§ **What you should do**
Which lines contain the word "this"? Return each of them as written.

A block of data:

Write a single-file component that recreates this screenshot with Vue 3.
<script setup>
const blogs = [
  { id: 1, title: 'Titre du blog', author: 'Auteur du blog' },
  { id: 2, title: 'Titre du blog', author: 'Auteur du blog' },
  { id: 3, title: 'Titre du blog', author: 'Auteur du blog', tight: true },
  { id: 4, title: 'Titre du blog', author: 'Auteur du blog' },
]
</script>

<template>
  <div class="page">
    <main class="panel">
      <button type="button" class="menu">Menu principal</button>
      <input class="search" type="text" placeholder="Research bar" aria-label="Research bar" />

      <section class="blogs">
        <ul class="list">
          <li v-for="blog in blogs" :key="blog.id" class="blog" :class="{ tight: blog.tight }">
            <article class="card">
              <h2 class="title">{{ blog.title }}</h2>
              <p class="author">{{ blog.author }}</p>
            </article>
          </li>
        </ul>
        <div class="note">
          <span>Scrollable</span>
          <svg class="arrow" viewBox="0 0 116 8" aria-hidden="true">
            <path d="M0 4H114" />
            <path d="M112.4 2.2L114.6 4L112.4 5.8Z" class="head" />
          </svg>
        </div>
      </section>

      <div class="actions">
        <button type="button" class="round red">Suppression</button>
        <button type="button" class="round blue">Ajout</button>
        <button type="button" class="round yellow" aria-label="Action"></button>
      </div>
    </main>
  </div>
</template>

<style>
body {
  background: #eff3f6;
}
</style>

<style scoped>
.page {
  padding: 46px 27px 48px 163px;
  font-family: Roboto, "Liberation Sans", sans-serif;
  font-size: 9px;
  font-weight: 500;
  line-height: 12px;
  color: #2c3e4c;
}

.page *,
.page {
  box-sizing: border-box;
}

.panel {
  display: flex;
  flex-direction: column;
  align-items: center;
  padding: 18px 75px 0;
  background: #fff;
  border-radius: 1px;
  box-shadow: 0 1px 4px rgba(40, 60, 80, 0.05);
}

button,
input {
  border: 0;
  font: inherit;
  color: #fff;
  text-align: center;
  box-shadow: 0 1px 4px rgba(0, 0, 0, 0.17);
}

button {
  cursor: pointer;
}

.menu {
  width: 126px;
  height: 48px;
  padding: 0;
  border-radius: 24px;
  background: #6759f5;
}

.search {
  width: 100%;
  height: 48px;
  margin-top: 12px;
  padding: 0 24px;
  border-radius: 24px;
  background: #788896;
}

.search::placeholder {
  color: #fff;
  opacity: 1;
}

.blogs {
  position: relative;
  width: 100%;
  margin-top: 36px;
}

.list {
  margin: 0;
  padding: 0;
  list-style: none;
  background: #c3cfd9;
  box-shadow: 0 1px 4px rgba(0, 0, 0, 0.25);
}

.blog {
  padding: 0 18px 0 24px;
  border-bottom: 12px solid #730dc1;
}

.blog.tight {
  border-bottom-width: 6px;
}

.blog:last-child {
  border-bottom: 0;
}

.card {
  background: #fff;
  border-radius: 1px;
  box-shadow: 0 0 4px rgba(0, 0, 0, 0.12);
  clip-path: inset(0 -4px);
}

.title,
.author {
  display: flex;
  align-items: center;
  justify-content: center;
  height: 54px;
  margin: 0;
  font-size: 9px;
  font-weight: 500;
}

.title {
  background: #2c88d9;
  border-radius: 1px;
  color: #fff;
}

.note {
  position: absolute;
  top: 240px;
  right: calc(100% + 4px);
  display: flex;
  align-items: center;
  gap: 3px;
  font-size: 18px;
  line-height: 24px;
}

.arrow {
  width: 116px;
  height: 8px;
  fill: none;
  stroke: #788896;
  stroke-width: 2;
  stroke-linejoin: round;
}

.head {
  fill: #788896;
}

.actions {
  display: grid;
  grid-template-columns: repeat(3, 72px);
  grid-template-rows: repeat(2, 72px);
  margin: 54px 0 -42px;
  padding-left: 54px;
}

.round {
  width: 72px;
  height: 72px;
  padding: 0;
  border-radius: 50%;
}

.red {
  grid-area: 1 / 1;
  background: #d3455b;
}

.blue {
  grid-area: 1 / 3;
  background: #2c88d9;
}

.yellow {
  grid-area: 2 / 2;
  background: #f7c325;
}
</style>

--

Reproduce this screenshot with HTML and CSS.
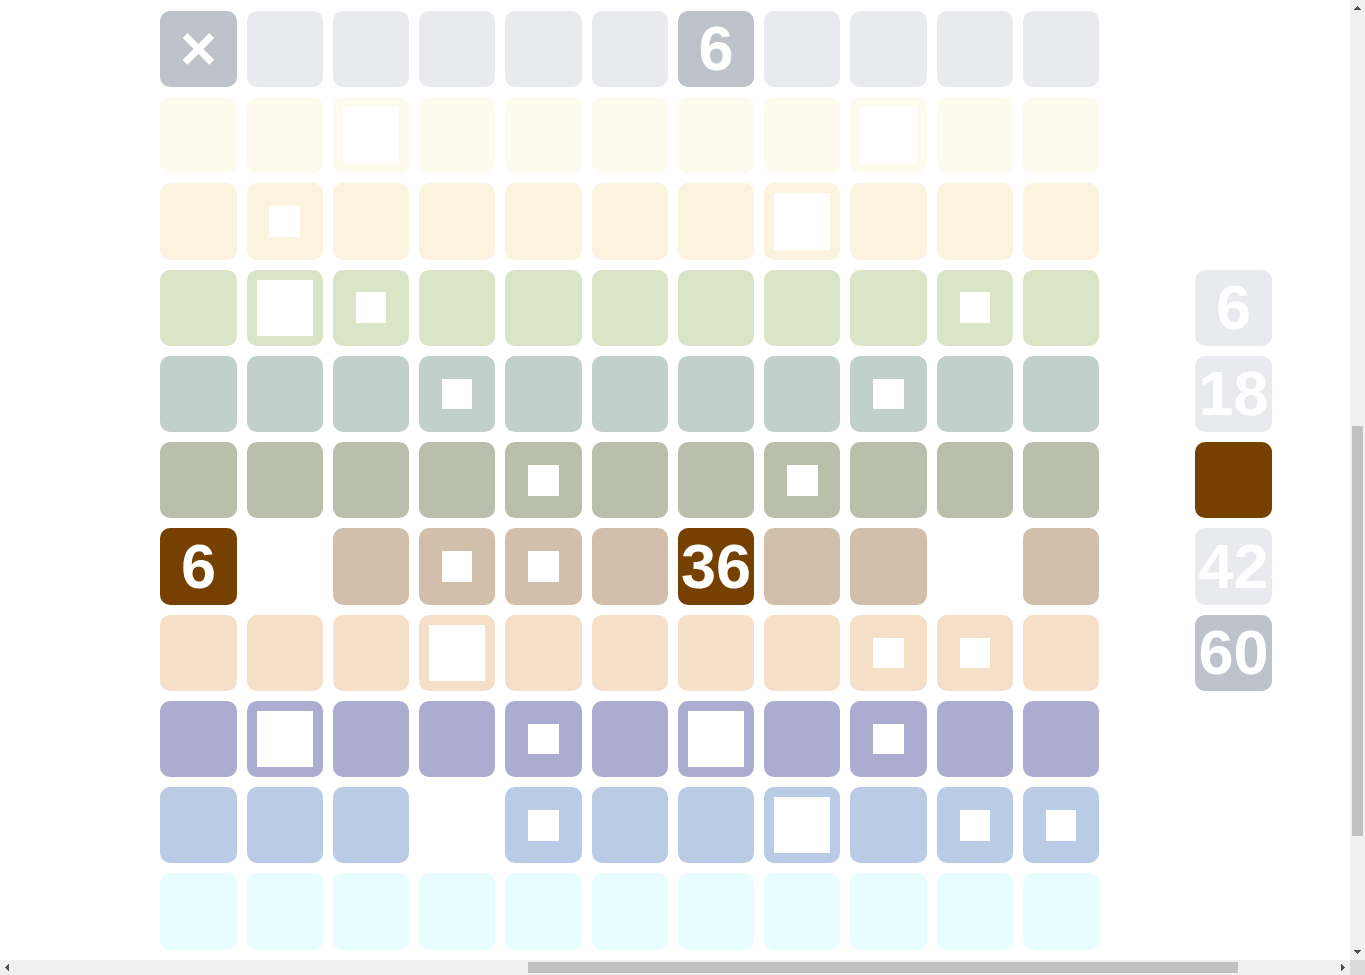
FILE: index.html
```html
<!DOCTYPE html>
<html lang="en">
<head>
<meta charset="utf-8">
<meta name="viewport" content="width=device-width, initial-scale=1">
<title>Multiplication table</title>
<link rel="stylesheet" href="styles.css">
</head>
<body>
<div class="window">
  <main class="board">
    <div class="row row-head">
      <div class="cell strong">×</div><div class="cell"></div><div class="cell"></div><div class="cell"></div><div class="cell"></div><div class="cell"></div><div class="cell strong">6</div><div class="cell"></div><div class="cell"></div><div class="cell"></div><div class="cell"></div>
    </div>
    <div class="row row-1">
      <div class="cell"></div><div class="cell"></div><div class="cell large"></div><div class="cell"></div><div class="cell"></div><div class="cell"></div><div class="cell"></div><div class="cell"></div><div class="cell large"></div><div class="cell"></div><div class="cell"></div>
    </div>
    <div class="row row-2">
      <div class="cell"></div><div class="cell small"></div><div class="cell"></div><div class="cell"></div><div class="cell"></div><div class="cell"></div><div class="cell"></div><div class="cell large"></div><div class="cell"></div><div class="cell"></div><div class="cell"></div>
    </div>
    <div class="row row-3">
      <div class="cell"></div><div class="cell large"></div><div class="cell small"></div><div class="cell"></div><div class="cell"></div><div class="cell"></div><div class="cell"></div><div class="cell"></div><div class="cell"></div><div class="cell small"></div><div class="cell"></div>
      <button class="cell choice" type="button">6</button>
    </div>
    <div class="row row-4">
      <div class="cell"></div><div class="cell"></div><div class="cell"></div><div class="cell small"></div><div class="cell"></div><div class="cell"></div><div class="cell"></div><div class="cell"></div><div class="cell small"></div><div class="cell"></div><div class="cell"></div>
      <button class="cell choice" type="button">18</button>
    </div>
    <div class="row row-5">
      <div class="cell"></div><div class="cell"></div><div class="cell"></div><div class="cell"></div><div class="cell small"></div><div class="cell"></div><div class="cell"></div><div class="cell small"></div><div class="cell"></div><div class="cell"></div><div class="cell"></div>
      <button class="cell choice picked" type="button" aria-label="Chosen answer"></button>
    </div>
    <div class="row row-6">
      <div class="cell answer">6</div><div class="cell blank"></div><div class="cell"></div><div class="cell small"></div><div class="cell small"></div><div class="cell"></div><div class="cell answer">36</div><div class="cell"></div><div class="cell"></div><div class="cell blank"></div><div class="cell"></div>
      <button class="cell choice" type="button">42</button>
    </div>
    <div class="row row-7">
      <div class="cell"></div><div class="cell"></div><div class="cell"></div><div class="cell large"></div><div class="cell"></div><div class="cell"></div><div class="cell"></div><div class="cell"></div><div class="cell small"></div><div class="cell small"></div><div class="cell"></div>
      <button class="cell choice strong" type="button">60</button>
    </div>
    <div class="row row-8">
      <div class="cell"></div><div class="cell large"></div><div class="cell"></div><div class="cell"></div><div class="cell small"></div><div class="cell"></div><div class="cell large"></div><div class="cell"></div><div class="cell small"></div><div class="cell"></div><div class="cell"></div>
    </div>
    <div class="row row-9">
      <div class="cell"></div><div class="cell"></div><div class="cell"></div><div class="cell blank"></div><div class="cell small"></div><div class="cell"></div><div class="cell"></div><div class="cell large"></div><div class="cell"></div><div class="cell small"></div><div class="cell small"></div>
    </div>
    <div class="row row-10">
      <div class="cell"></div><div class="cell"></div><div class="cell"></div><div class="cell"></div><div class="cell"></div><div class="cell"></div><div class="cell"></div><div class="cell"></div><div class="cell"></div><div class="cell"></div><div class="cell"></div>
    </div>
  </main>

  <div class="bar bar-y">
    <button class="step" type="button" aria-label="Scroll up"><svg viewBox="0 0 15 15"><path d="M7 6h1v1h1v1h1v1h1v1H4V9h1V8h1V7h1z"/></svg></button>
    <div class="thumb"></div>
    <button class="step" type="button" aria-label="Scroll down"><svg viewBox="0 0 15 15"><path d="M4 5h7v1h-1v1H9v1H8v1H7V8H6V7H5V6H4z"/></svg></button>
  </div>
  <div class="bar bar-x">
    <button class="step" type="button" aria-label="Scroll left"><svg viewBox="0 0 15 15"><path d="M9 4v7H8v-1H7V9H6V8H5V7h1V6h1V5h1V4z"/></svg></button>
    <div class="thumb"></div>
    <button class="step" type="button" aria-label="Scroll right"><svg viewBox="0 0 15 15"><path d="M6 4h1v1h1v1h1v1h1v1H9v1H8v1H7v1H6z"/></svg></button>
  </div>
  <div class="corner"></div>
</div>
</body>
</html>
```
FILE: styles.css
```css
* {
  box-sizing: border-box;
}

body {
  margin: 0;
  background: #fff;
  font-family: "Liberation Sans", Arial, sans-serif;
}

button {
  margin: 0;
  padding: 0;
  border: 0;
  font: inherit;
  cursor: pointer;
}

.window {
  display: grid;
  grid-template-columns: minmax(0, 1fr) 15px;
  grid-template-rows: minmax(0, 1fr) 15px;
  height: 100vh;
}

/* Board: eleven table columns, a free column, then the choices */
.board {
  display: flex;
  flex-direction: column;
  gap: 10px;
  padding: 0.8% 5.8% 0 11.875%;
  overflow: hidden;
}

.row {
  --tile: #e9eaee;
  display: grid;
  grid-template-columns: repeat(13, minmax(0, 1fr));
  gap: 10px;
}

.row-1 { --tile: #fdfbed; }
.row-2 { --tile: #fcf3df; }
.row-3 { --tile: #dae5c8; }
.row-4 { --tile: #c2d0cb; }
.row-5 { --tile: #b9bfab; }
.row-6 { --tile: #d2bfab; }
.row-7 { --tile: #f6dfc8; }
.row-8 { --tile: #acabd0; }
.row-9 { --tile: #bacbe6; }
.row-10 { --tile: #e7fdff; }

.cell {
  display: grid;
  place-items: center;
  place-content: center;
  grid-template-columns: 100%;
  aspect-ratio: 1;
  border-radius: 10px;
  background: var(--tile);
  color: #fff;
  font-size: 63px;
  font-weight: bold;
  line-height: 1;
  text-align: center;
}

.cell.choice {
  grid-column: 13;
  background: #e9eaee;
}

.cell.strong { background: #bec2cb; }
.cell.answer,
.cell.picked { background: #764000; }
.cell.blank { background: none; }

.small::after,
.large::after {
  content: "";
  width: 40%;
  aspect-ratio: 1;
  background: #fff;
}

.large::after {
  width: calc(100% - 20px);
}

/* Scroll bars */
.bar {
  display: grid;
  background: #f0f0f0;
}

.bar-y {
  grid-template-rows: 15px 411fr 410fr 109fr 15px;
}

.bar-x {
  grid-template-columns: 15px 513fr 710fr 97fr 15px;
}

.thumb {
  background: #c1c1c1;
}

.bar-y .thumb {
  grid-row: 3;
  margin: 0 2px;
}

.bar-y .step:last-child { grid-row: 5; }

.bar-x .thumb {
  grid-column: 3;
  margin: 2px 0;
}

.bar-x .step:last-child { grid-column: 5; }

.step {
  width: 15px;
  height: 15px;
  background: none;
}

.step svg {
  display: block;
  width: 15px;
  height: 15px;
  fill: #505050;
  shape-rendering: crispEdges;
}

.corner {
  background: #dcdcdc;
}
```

§ **Reply**
Write a single-file component that recreates this screenshot with Vue 3.
Reproduce this screenshot with HTML and CSS.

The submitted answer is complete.